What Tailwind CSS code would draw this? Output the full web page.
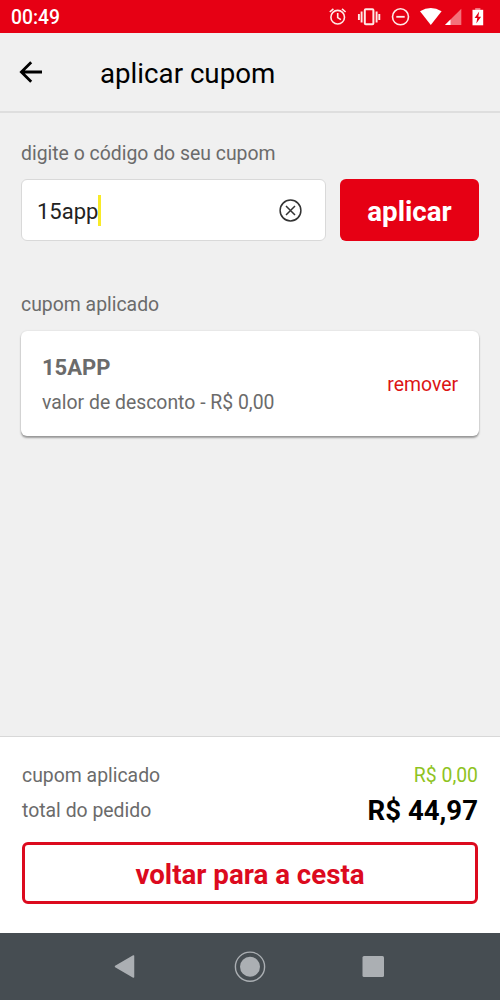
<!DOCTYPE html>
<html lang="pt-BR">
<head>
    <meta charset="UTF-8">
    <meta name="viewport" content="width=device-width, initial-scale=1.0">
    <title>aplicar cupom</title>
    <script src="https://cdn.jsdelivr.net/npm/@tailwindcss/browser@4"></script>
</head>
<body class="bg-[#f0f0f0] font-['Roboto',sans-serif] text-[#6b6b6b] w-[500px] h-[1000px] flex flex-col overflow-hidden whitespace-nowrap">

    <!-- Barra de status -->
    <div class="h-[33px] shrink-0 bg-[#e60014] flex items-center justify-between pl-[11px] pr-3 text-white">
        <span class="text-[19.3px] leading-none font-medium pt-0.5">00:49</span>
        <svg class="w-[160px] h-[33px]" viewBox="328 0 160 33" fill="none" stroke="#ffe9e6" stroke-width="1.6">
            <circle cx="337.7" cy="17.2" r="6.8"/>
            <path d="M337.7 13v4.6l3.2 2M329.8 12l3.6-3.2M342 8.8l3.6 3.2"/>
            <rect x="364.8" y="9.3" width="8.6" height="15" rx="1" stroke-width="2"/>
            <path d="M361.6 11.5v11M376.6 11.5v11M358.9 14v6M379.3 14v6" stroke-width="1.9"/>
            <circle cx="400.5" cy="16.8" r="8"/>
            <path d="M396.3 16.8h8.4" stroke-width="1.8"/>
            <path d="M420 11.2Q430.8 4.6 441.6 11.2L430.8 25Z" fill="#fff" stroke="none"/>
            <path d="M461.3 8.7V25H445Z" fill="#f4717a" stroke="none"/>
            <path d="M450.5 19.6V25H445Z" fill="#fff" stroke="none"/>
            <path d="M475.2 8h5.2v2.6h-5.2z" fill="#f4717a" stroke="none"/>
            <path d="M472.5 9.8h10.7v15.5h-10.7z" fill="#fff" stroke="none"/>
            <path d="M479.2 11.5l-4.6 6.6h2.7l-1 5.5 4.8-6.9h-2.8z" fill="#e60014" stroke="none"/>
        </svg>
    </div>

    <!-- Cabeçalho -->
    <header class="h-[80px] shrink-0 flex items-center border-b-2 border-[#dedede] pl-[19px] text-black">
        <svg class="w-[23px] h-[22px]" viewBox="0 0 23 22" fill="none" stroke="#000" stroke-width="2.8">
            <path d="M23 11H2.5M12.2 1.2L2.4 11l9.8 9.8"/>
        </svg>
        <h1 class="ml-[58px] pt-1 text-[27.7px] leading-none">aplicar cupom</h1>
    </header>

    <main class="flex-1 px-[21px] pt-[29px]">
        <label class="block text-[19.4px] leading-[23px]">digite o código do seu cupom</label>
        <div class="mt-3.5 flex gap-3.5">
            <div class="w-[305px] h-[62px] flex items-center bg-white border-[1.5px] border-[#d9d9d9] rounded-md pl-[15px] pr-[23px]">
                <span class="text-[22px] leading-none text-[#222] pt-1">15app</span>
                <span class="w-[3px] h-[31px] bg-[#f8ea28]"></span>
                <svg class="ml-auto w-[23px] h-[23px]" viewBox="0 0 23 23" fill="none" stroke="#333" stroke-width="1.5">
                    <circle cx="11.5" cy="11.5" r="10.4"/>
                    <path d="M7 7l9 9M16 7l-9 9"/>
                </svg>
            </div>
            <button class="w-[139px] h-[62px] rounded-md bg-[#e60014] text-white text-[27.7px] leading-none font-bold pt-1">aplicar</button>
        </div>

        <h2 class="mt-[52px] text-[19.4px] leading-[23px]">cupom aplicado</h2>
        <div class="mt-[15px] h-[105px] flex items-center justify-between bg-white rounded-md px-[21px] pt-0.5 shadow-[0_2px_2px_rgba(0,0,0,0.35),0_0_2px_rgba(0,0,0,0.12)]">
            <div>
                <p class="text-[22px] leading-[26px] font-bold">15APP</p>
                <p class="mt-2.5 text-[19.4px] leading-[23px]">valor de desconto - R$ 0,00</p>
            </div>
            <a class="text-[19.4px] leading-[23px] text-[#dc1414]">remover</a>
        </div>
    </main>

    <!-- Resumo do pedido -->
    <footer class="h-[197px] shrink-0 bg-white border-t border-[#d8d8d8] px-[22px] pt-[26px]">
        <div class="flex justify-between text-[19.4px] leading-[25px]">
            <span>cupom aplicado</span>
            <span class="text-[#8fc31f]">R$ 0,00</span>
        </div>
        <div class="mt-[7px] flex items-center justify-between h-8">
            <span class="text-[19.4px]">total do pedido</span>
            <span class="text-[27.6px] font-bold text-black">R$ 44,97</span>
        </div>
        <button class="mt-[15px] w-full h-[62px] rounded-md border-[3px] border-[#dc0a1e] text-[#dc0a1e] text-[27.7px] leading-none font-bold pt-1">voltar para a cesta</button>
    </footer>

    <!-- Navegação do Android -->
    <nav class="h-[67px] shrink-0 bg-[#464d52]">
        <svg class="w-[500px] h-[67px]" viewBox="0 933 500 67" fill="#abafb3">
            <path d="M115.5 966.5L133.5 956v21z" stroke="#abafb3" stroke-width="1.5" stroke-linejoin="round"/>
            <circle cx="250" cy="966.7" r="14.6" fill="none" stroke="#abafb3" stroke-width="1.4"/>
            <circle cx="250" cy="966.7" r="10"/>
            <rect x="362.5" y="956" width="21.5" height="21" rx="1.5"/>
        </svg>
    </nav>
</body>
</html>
.....
__Given exercise__
Report how many lines in the data include the word "full", and give nothing but the count.

__Task output__
2